Collected material:
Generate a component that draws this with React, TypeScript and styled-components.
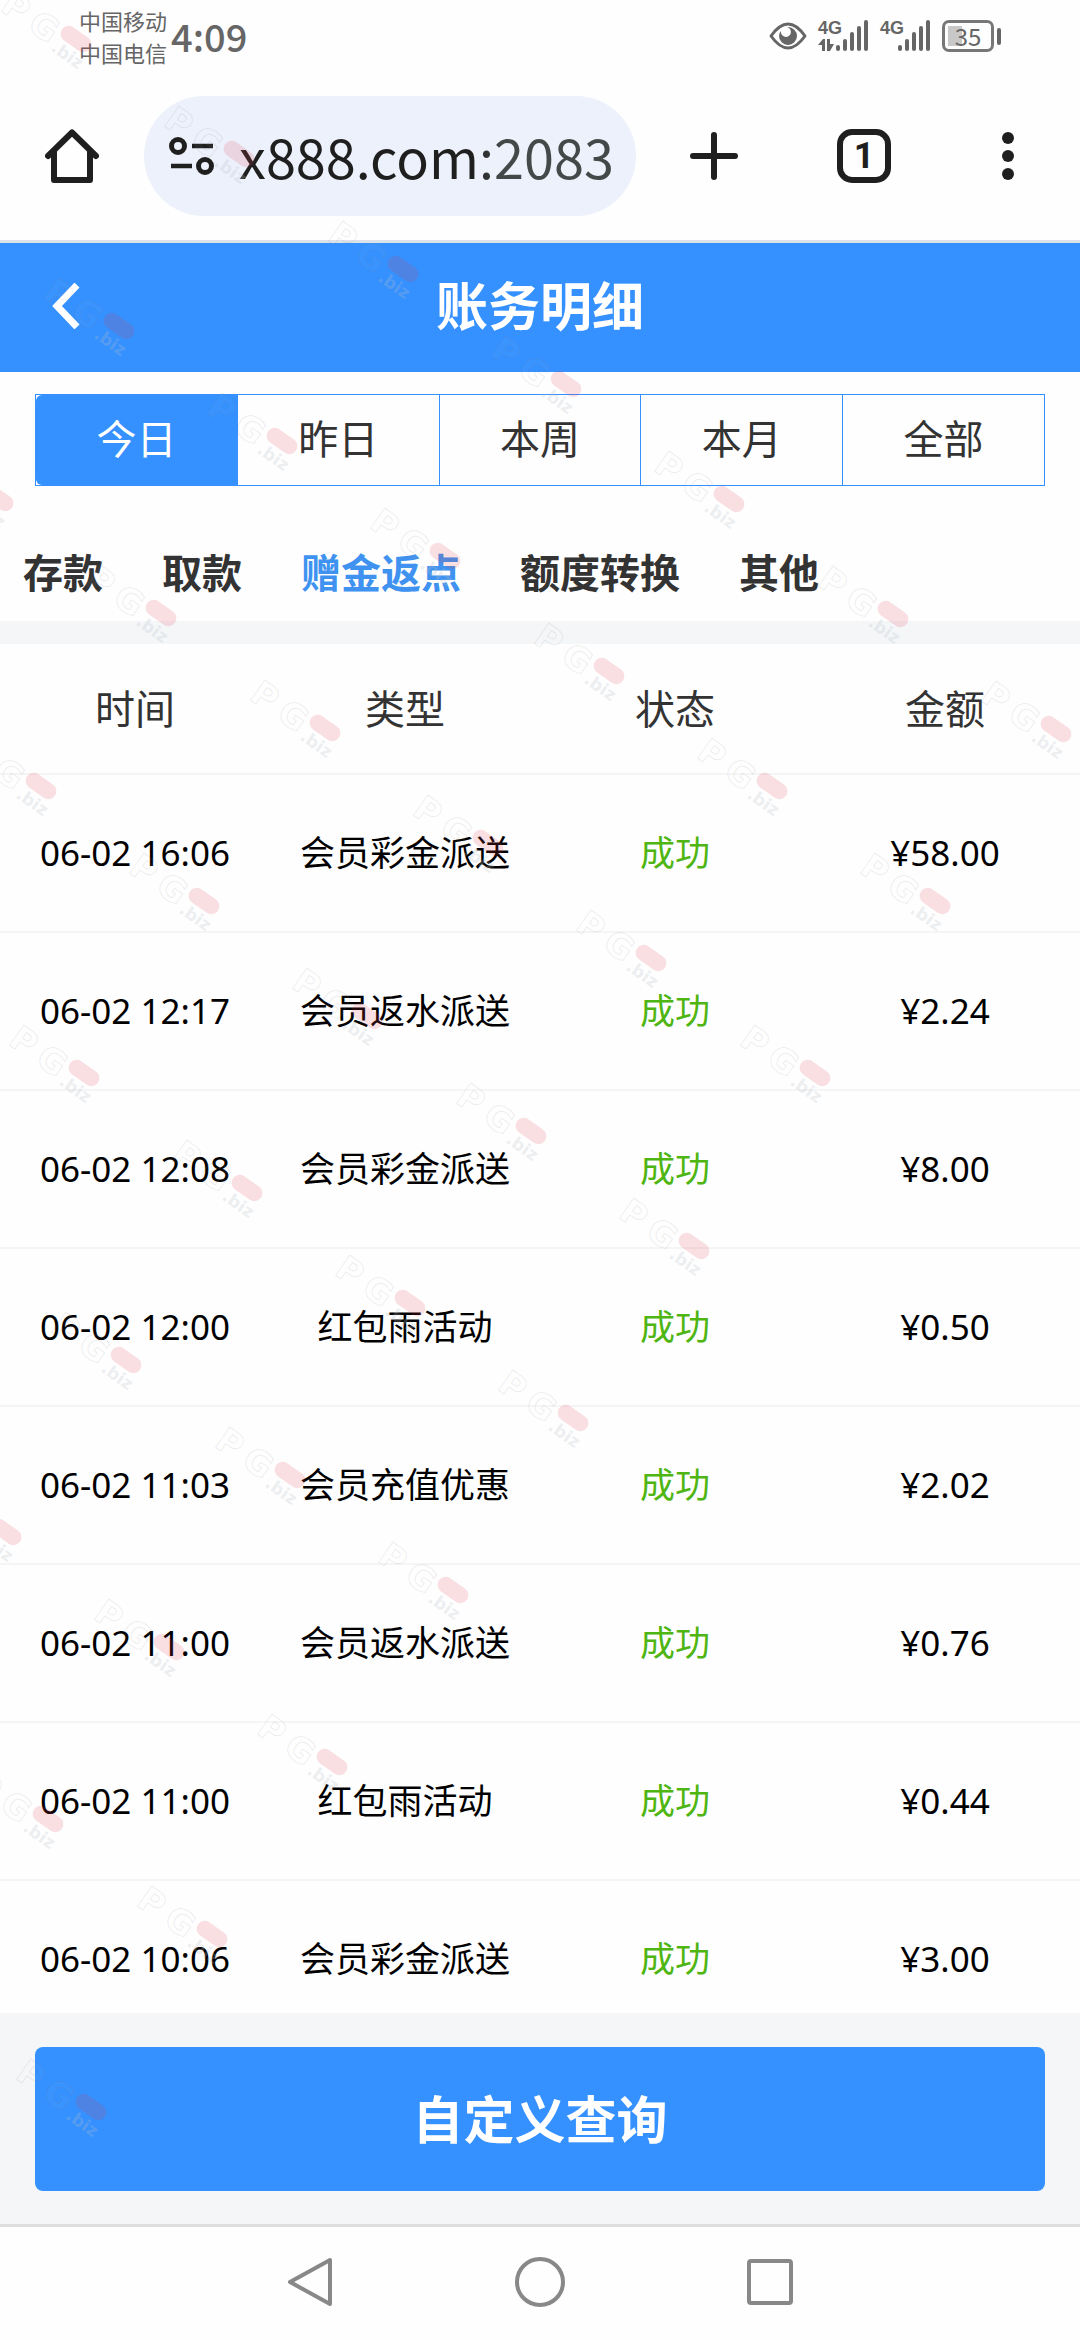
import React, { useState } from 'react';
import styled, { createGlobalStyle } from 'styled-components';

const BLUE = '#3491ff';
const INK = '#1f1f1f';
const GREY = '#666666';
const BODY_FONT = '"Noto Sans", "Noto Sans CJK SC", sans-serif';
const CJK_FONT = '"Noto Sans CJK SC", sans-serif';

const GlobalStyle = createGlobalStyle`
  *, *::before, *::after { box-sizing: border-box; }
  body { margin: 0; background: #fff; font-family: ${BODY_FONT}; }
  button, input { font: inherit; color: inherit; border: 0; padding: 0; margin: 0; background: none; border-radius: 0; }
  button { cursor: pointer; }
  svg { display: block; flex: none; }
`;

const Screen = styled.div`
  position: relative;
  display: flex;
  flex-direction: column;
  height: 100vh;
  overflow: hidden;
  background: #fefefe;
`;

/* ---------- status bar ---------- */

const StatusBar = styled.div`
  display: flex;
  align-items: center;
  justify-content: space-between;
  height: 72px;
  padding: 0 79px;
  color: ${GREY};
  font-family: ${CJK_FONT};
`;

const StatusGroup = styled.div<{ $gap: number }>`
  display: flex;
  align-items: center;
  gap: ${(p) => p.$gap}px;
`;

const Carriers = styled.div`
  font-size: 22px;
  line-height: 32px;
`;

const Clock = styled.time`
  font-size: 38px;
  font-weight: 500;
  line-height: 64px;
`;

const Signal = styled.div`
  display: flex;
  height: 32px;
`;

const Network = styled.div`
  display: flex;
  flex-direction: column;
  justify-content: space-between;
  width: 18px;
  font-family: "Liberation Sans Narrow", "Liberation Sans", sans-serif;
  font-size: 18px;
  font-weight: 700;
  line-height: 16px;
`;

const Battery = styled.div`
  display: flex;
  align-items: center;
  gap: 3px;
`;

const BatteryCase = styled.div`
  display: flex;
  align-items: center;
  justify-content: center;
  width: 52px;
  height: 32px;
  border: 3px solid #777;
  border-radius: 7px;
  background: linear-gradient(#c8c8c8, #c8c8c8) 3px 3px / 14px 20px no-repeat;
  font-size: 24px;
  line-height: 26px;
`;

const BatteryTip = styled.div`
  width: 4px;
  height: 17px;
  border-radius: 2px;
  background: ${GREY};
`;

/* ---------- browser toolbar ---------- */

const Toolbar = styled.div`
  display: flex;
  align-items: center;
  height: 171px;
  padding: 0;
  border-bottom: 3px solid #dce3ea;
  color: ${INK};
`;

const ToolButton = styled.button<{ $wide?: boolean }>`
  display: grid;
  place-items: center;
  flex: none;
  width: ${(p) => (p.$wide ? 156 : 144)}px;
  height: 120px;
`;

const AddressBar = styled.label`
  display: flex;
  align-items: center;
  flex: 1;
  min-width: 0;
  gap: 25px;
  height: 120px;
  padding: 0 24px;
  border-radius: 60px;
  background: #ecf1fb;
`;

const AddressInput = styled.input`
  flex: 1;
  min-width: 0;
  height: 80px;
  font-family: ${CJK_FONT};
  font-size: 54px;
  line-height: 80px;
  outline: none;
  background: linear-gradient(90deg, ${INK} 234px, #454849 262px);
  -webkit-background-clip: text;
  background-clip: text;
  -webkit-text-fill-color: transparent;
`;

const ToolGroup = styled.div`
  display: flex;
  flex: none;
`;

const TabCount = styled.span`
  display: grid;
  place-items: center;
  width: 54px;
  height: 54px;
  border: 6px solid ${INK};
  border-radius: 15px;
  font-family: Roboto, sans-serif;
  font-size: 36px;
  font-weight: 700;
  line-height: 40px;
`;

/* ---------- page ---------- */

const PageHeader = styled.header`
  display: grid;
  grid-template-columns: 132px 1fr 132px;
  align-items: center;
  flex: none;
  height: 129px;
  padding-bottom: 3px;
  background: ${BLUE};
  color: #fff;
`;

const BackButton = styled.button`
  display: grid;
  place-items: center;
  height: 100%;
`;

const PageTitle = styled.h1`
  margin: 0;
  text-align: center;
  font-size: 52px;
  font-weight: 700;
  line-height: 72px;
`;

const Periods = styled.div`
  display: flex;
  flex: none;
  height: 92px;
  margin: 22px 35px 0;
  border: 1px solid ${BLUE};
`;

const Period = styled.button<{ $active: boolean }>`
  flex: 1;
  padding-bottom: 2px;
  font-size: 40px;
  line-height: 56px;
  color: ${(p) => (p.$active ? '#fff' : '#333')};
  background: ${(p) => (p.$active ? BLUE : 'transparent')};

  &:not(:first-child) { border-left: 1px solid ${BLUE}; }
  &:first-child { border-radius: 6px 0 0 6px; }
`;

const Categories = styled.nav`
  display: flex;
  align-items: center;
  flex: none;
  gap: 59px;
  height: 158px;
  padding: 39px 23px 0;
  border-bottom: 23px solid #f4f6f8;
`;

const Category = styled.button<{ $active: boolean }>`
  flex: none;
  font-size: 40px;
  font-weight: 700;
  line-height: 56px;
  color: ${(p) => (p.$active ? '#3f92f0' : '#333')};
`;

const Records = styled.main`
  flex: 1;
  min-height: 0;
  overflow: hidden;
`;

const RecordTable = styled.table`
  width: 100%;
  table-layout: fixed;
  border-collapse: separate;
  border-spacing: 0;
  text-align: center;
`;

const HeadCell = styled.th`
  height: 131px;
  padding: 0;
  border-bottom: 2px solid #f5f5f5;
  color: #333;
  font-size: 40px;
  font-weight: 400;
  line-height: 56px;
`;

const Cell = styled.td<{ $success?: boolean }>`
  height: 158px;
  padding: 0;
  border-bottom: 2px solid #f5f5f5;
  color: ${(p) => (p.$success ? '#4fb512' : '#000')};
  font-size: 35px;
  line-height: 48px;
  white-space: nowrap;
`;

const ActionBar = styled.footer`
  flex: none;
  padding: 34px 35px 33px;
  background: #f4f6f8;
`;

const QueryButton = styled.button`
  display: block;
  width: 100%;
  height: 144px;
  border-radius: 8px;
  background: ${BLUE};
  color: #fff;
  font-size: 51px;
  font-weight: 700;
  line-height: 72px;
`;

const SystemNav = styled.nav`
  display: flex;
  justify-content: center;
  gap: 86px;
  flex: none;
  height: 116px;
  border-top: 3px solid #dedede;
`;

const NavButton = styled.button`
  display: grid;
  place-items: center;
  width: 144px;
  height: 110px;
`;

const WatermarkLayer = styled.svg`
  position: absolute;
  inset: 0;
  width: 100%;
  height: 100%;
  pointer-events: none;
`;

/* ---------- drawings ---------- */

const SignalBars = () => (
  <svg width="33" height="32" viewBox="0 0 33 32" fill={GREY}>
    {[6, 12, 19, 25, 31].map((h, i) => (
      <rect key={h} x={i * 7} y={31 - h} width="4" height={h} rx="2" />
    ))}
  </svg>
);

const DataArrows = () => (
  <svg width="18" height="13" viewBox="0 0 18 13" fill={GREY}>
    <path d="M0 6 L5 0 H7 V12 H4 V6 Z" />
    <path d="M9 0 H12 V5 H16 L12 12 H9 Z" />
  </svg>
);

const Eye = () => (
  <svg width="38" height="28" viewBox="0 0 38 28">
    <path d="M2 14 Q19 -10 36 14 Q19 38 2 14 Z" fill="none" stroke={GREY} strokeWidth="3" strokeLinejoin="round" />
    <path d="M19 5 A9 9 0 1 1 10 14 Q10 11 12 9 A5 5 0 1 0 18 5 Z" fill={GREY} />
  </svg>
);

const marks: { x: number; y: number }[] = [];
for (let row = 0; row < 9; row += 1) {
  for (let col = 0; col < 7; col += 1) {
    const x = Math.round(76 + 163.3 * col - 120.6 * row);
    const y = Math.round(39 + 115 * col + 172.2 * row);
    if (x > -20) marks.push({ x, y });
  }
}

const Watermark = () => (
  <WatermarkLayer aria-hidden="true">
    {marks.map(({ x, y }) => (
      <g key={`${x}-${y}`} transform={`translate(${x} ${y}) rotate(35)`} fontFamily="DejaVu Sans, sans-serif">
        <g fill="#ffffff" fillOpacity="0.04" stroke="#808080" strokeOpacity="0.14" strokeWidth="1" fontSize="34" fontWeight="700">
          <text x="-80" y="20">P</text>
          <text x="-47" y="20">G</text>
        </g>
        <text x="-15" y="24" fontSize="17" fontWeight="700" fill="#b8c0c8" fillOpacity="0.25">.biz</text>
        <rect x="-17" y="-8" width="34" height="16" rx="8" fill="#e04050" fillOpacity="0.16" />
      </g>
    ))}
  </WatermarkLayer>
);

/* ---------- data ---------- */

const periods = ['今日', '昨日', '本周', '本月', '全部'];
const categories = ['存款', '取款', '赠金返点', '额度转换', '其他'];
const records = [
  ['06-02 16:06', '会员彩金派送', '¥58.00'],
  ['06-02 12:17', '会员返水派送', '¥2.24'],
  ['06-02 12:08', '会员彩金派送', '¥8.00'],
  ['06-02 12:00', '红包雨活动', '¥0.50'],
  ['06-02 11:03', '会员充值优惠', '¥2.02'],
  ['06-02 11:00', '会员返水派送', '¥0.76'],
  ['06-02 11:00', '红包雨活动', '¥0.44'],
  ['06-02 10:06', '会员彩金派送', '¥3.00'],
];

export default function App() {
  const [period, setPeriod] = useState('今日');
  const [category, setCategory] = useState('赠金返点');

  return (
    <Screen>
      <GlobalStyle />
      <StatusBar>
        <StatusGroup $gap={4}>
          <Carriers>
            <div>中国移动</div>
            <div>中国电信</div>
          </Carriers>
          <Clock>4:09</Clock>
        </StatusGroup>
        <StatusGroup $gap={11}>
          <Eye />
          <Signal>
            <Network>4G<DataArrows /></Network>
            <SignalBars />
          </Signal>
          <Signal>
            <Network>4G</Network>
            <SignalBars />
          </Signal>
          <Battery>
            <BatteryCase>35</BatteryCase>
            <BatteryTip />
          </Battery>
        </StatusGroup>
      </StatusBar>

      <Toolbar>
        <ToolButton aria-label="主页">
          <svg width="54" height="54" viewBox="0 0 54 54" fill="none" stroke={INK} strokeWidth="6" strokeLinecap="round" strokeLinejoin="round">
            <path d="M3 27 L27 3.500 L51 27" />
            <path d="M9 23 V51 H45 V23" />
          </svg>
        </ToolButton>
        <AddressBar>
          <svg width="46" height="40" viewBox="0 0 46 40" fill="none" stroke={INK} strokeWidth="5">
            <circle cx="10" cy="10" r="6.500" />
            <path d="M24 10 H45 M3 30 H24" strokeWidth="4.500" />
            <circle cx="37" cy="30" r="6.500" />
          </svg>
          <AddressInput aria-label="网址" defaultValue="x888.com:2083" spellCheck={false} />
        </AddressBar>
        <ToolGroup>
          <ToolButton $wide aria-label="新标签页">
            <svg width="48" height="48" viewBox="0 0 48 48" stroke={INK} strokeWidth="6" strokeLinecap="round">
              <path d="M24 3 V45 M3 24 H45" />
            </svg>
          </ToolButton>
          <ToolButton aria-label="切换标签页">
            <TabCount>1</TabCount>
          </ToolButton>
          <ToolButton aria-label="更多">
            <svg width="12" height="48" viewBox="0 0 12 48" fill={INK}>
              <circle cx="6" cy="6" r="6" />
              <circle cx="6" cy="24" r="6" />
              <circle cx="6" cy="42" r="6" />
            </svg>
          </ToolButton>
        </ToolGroup>
      </Toolbar>

      <PageHeader>
        <BackButton aria-label="返回">
          <svg width="28" height="46" viewBox="0 0 28 46" fill="none" stroke="#fff" strokeWidth="7">
            <path d="M25 2 L5 23 L25 44" />
          </svg>
        </BackButton>
        <PageTitle>账务明细</PageTitle>
      </PageHeader>

      <Periods>
        {periods.map((name) => (
          <Period key={name} $active={name === period} aria-pressed={name === period} onClick={() => setPeriod(name)}>
            {name}
          </Period>
        ))}
      </Periods>

      <Categories>
        {categories.map((name) => (
          <Category key={name} $active={name === category} aria-pressed={name === category} onClick={() => setCategory(name)}>
            {name}
          </Category>
        ))}
      </Categories>

      <Records>
        <RecordTable>
          <thead>
            <tr>
              {['时间', '类型', '状态', '金额'].map((name) => (
                <HeadCell key={name} scope="col">{name}</HeadCell>
              ))}
            </tr>
          </thead>
          <tbody>
            {records.map(([time, kind, amount], i) => (
              <tr key={i}>
                <Cell>{time}</Cell>
                <Cell>{kind}</Cell>
                <Cell $success>成功</Cell>
                <Cell>{amount}</Cell>
              </tr>
            ))}
          </tbody>
        </RecordTable>
      </Records>

      <ActionBar>
        <QueryButton>自定义查询</QueryButton>
      </ActionBar>

      <SystemNav>
        <NavButton aria-label="后退">
          <svg width="50" height="50" viewBox="0 0 50 50" fill="none" stroke="#888" strokeWidth="4" strokeLinejoin="round">
            <path d="M45 3 V47 L5 25 Z" />
          </svg>
        </NavButton>
        <NavButton aria-label="主屏幕">
          <svg width="50" height="50" viewBox="0 0 50 50" fill="none" stroke="#888" strokeWidth="4">
            <circle cx="25" cy="25" r="23" />
          </svg>
        </NavButton>
        <NavButton aria-label="最近任务">
          <svg width="50" height="50" viewBox="0 0 50 50" fill="none" stroke="#888" strokeWidth="4">
            <rect x="4" y="4" width="42" height="42" rx="2" />
          </svg>
        </NavButton>
      </SystemNav>
      <Watermark />
    </Screen>
  );
}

Required work: List all lines holding the string "React".

Answer to the task:
Generate a component that draws this with React, TypeScript and styled-components.
import React, { useState } from 'react';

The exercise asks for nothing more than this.